Bloomberg offers one striking example in the form of St. Paul, Minnesota’s Rondo neighborhood, writing: “In the first half of the 20th century it was home to most of St. Paul’s African American residents. The neighborhood’s center was Rondo Avenue, a thriving corridor for Black-owned business and wealth. Grocery stores, barber shops, drug stores, tailors, carpenters, and car shops lined Rondo Avenue, providing spaces to do business, meet, shop, and socialize during segregation and the Jim Crow era.”

Historical image shows how Michigan's Interstate 94 (built in the 50s and 60s) split the area's predominantly Black Rondo neighborhood into two.

By the 60s, that business core was gone, replaced by the new Interstate 94. Homes that used to be a short walk from the shops were now up against the busy six-lane highway, and the neighborhood was split in two. A nonprofit called Reconnect Rondo aims to fix that with a land bridge that reconnects both sides while creating up to 22 acres of commercial, residential, and park space. This example illustrates how the funds from the new public works program, called “Reconnecting Communities,” can help reconnect other neighborhoods cut off by historic investments.

Reconnect Rondo proposal to bridge the parts of the community that were initially split up when the highway was built.

Other places where highways were built right through historically Black and brown communities include Miami, New Orleans, Houston, Chattanooga, Cincinnati, and Detroit, among many more.

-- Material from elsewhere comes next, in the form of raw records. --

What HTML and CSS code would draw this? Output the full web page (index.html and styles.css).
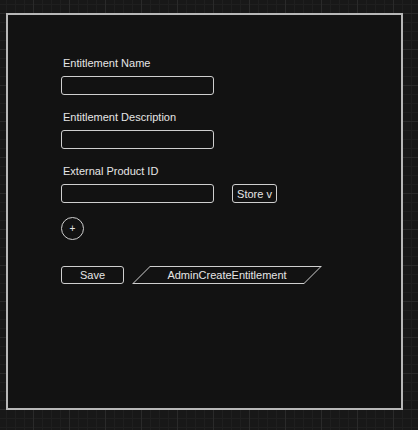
FILE: index.html
```html
<!DOCTYPE html>
<html>
<head>
<meta charset="utf-8">
<link rel="stylesheet" href="styles.css">
</head>
<body>
<div class="frame">
  <div class="form">
    <div class="field">
      <div class="label">Entitlement Name</div>
      <div class="input"></div>
    </div>
    <div class="field">
      <div class="label">Entitlement Description</div>
      <div class="input"></div>
    </div>
    <div class="field">
      <div class="label">External Product ID</div>
      <div class="row">
        <div class="input"></div>
        <div class="store">Store v</div>
      </div>
    </div>
  </div>
  <div class="add">+</div>
  <div class="actions">
    <div class="save">Save</div>
    <div class="para"><span>AdminCreateEntitlement</span></div>
  </div>
</div>
</body>
</html>
```
FILE: styles.css
```css
html, body {
  margin: 0;
  padding: 0;
}
body {
  width: 418px;
  height: 430px;
  overflow: hidden;
  background-color: #181818;
  background-image:
    linear-gradient(to right, #2a2a2a 1px, transparent 1px),
    linear-gradient(to bottom, #2a2a2a 1px, transparent 1px),
    linear-gradient(to right, #1f1f1f 1px, transparent 1px),
    linear-gradient(to bottom, #1f1f1f 1px, transparent 1px);
  background-size: 36px 36px, 36px 36px, 9px 9px, 9px 9px;
  background-position: 33px 13px, 33px 13px, 33px 13px, 33px 13px;
  font-family: "Liberation Sans", Arial, sans-serif;
  font-size: 11px;
  color: #e6e6e6;
}
.frame {
  box-sizing: border-box;
  margin: 13px 0 0 6px;
  width: 397px;
  height: 397px;
  border: 2px solid #b8b8b8;
  background: #121212;
  padding: 41px 0 0 53px;
  display: flex;
  flex-direction: column;
  align-items: flex-start;
}
.form {
  display: flex;
  flex-direction: column;
  gap: 15px;
}
.field {
  display: flex;
  flex-direction: column;
  gap: 6px;
}
.label {
  line-height: 14px;
  padding-left: 2px;
}
.input {
  box-sizing: border-box;
  width: 153px;
  height: 19px;
  border: 1px solid #cfcfcf;
  border-radius: 3px;
}
.row {
  display: flex;
  align-items: center;
  gap: 18px;
}
.store {
  box-sizing: border-box;
  width: 45px;
  height: 19px;
  border: 1px solid #cfcfcf;
  border-radius: 3px;
  display: flex;
  align-items: center;
  justify-content: center;
  font-size: 11px;
}
.add {
  box-sizing: border-box;
  margin-top: 14px;
  width: 23px;
  height: 23px;
  border: 1px solid #cfcfcf;
  border-radius: 50%;
  display: flex;
  align-items: center;
  justify-content: center;
  font-size: 10px;
  line-height: 1;
  padding-top: 1px;
}
.actions {
  margin-top: 26px;
  display: flex;
  align-items: center;
  gap: 17px;
}
.save {
  box-sizing: border-box;
  width: 63px;
  height: 18px;
  border: 1px solid #cfcfcf;
  border-radius: 3px;
  display: flex;
  align-items: center;
  justify-content: center;
}
.para {
  position: relative;
  width: 172px;
  height: 18px;
  display: flex;
  align-items: center;
  justify-content: center;
}
.para::before {
  content: "";
  position: absolute;
  inset: 0;
  border: 1px solid #cfcfcf;
  transform: skewX(-45deg);
}
.para span {
  position: relative;
}
```
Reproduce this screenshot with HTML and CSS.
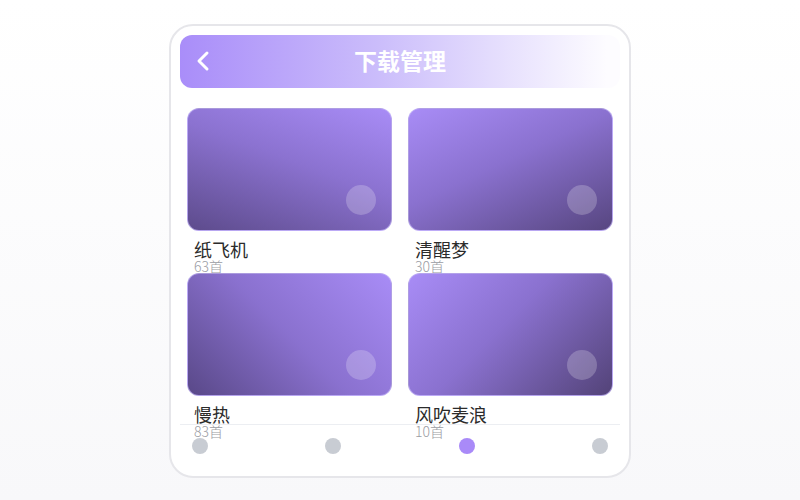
FILE: index.html
```html
<!DOCTYPE html>
<html lang="zh-CN">
<head>
  <meta charset="UTF-8" />
  <meta name="viewport" content="width=device-width, initial-scale=1.0"/>
  <title>下载管理</title>
  <link rel="stylesheet" href="styles.css">
</head>
<body>
  <div class="phone">
    <div class="header">
      <button class="back">
        <svg width="14" height="22" viewBox="0 0 14 22">
          <path d="M11 3 L3 11 L11 19" fill="none" stroke="#fff" stroke-width="3" stroke-linecap="round" stroke-linejoin="round"/>
        </svg>
      </button>
      <h2>下载管理</h2>
    </div>

    <div class="main">
      <div class="grid">
        <div class="item">
          <div class="cover cover-a"><span class="play"></span></div>
          <div class="name">纸飞机</div>
          <div class="count">63首</div>
        </div>
        <div class="item">
          <div class="cover cover-b"><span class="play"></span></div>
          <div class="name">清醒梦</div>
          <div class="count">30首</div>
        </div>
        <div class="item">
          <div class="cover cover-c"><span class="play"></span></div>
          <div class="name">慢热</div>
          <div class="count">83首</div>
        </div>
        <div class="item">
          <div class="cover cover-d"><span class="play"></span></div>
          <div class="name">风吹麦浪</div>
          <div class="count">10首</div>
        </div>
      </div>
    </div>

    <div class="nav">
      <span class="dot"></span>
      <span class="dot"></span>
      <span class="dot active"></span>
      <span class="dot"></span>
    </div>
  </div>
</body>
</html>
```

FILE: styles.css
```css
body {
  margin: 0;
  height: 100vh;
  display: flex;
  justify-content: center;
  align-items: center;
  background: linear-gradient(#ffffff, #f8f8fa);
  font-family: "Noto Sans CJK SC", "Noto Sans", sans-serif;
  color: #333;
}

.phone {
  box-sizing: border-box;
  width: 462px;
  height: 454px;
  margin-top: 2px;
  padding: 9px 9px;
  border: 2px solid #e6e6ea;
  border-radius: 24px;
  background: #fff;
  display: flex;
  flex-direction: column;
}

.header {
  position: relative;
  height: 53px;
  flex-shrink: 0;
  border-radius: 12px;
  background: linear-gradient(to right, #a98df9, #cbbdfb 45%, #fdfcff 97%);
  display: flex;
  align-items: center;
  justify-content: center;
}

.header h2 {
  margin: 0 0 3px;
  color: #fff;
  font-size: 23px;
  line-height: 30px;
  font-weight: 700;
}

.back {
  position: absolute;
  left: 16px;
  top: 15px;
  padding: 0;
  border: none;
  background: none;
  display: flex;
}

.main {
  height: 336px;
  flex-shrink: 0;
  padding: 20px 7px 0;
  box-sizing: border-box;
}

.grid {
  display: grid;
  grid-template-columns: 205px 205px;
  column-gap: 16px;
}

.item {
  height: 165px;
}

.cover {
  position: relative;
  height: 123px;
  box-sizing: border-box;
  border-radius: 12px;
  border: 1px solid rgba(200, 185, 250, 0.7);
}

.cover-a { background: linear-gradient(200deg, #a88cf6, #8b72d0 45%, #5d4b8c); }
.cover-b { background: linear-gradient(155deg, #a88cf6, #8a71cf 45%, #574680); }
.cover-c { background: linear-gradient(225deg, #a88cf6, #8a71cf 50%, #594888); }
.cover-d { background: linear-gradient(135deg, #a88cf6, #8a71cf 45%, #534378); }

.play {
  position: absolute;
  right: 15px;
  bottom: 15px;
  width: 30px;
  height: 30px;
  border-radius: 50%;
  background: rgba(255, 255, 255, 0.22);
}

.name {
  margin-top: 9px;
  padding-left: 7px;
  font-size: 18px;
  line-height: 19px;
  color: #2b2b2b;
}

.count {
  padding-left: 7px;
  font-size: 14px;
  line-height: 14px;
  font-weight: 300;
  color: #9a9ca3;
}

.nav {
  border-top: 1px solid #eceef2;
  padding: 13px 12px 0;
  display: flex;
  justify-content: space-between;
}

.dot {
  width: 16px;
  height: 16px;
  border-radius: 50%;
  background: #c8ccd3;
}

.dot.active {
  background: #a98af8;
}
```
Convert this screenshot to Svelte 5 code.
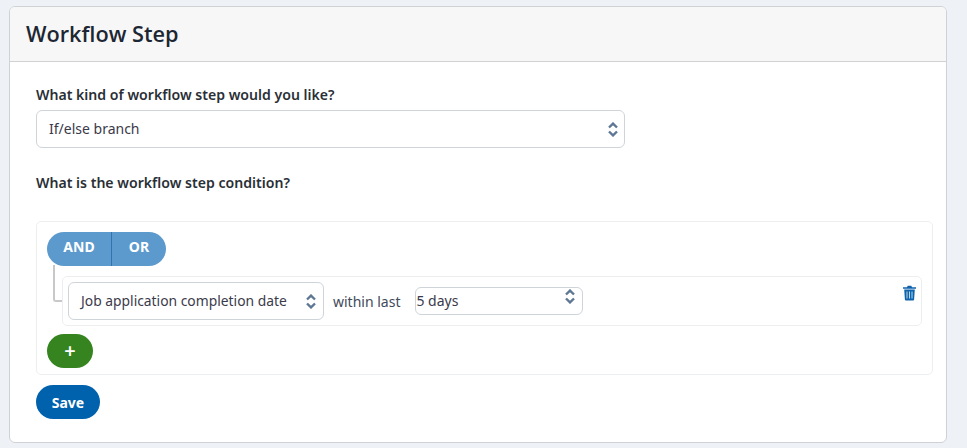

When communities were walled off by highways, they had fewer access to resources, jobs, and desirable community amenities like green spaces that were still enjoyed by the white neighborhoods on the other side of the highways. The impact was devastating, especially to once-vibrant neighborhoods that previously enjoyed economic and cultural prosperity.

Many of these highways built in the 1950s and 60s are nearing the end of their lifespans. The Biden Administration has proposed tearing down viaducts and replacing them with boulevards, burying highways beneath new tracts of affordable housing, or elevating new highways above neighborhoods for minimal disruption.

Image of the old Black-owned Rondo Co-Op market.

No action taken today can redress the historic harm that was done to these communities (though direct financial compensation would be a start). And, inevitably, figuring out exactly how to rebuild these highways without negatively impacting new communities will be tricky. But dismantling highways built with racist intent can be one small, crucial part of the process of dismantling systemic racism in this country.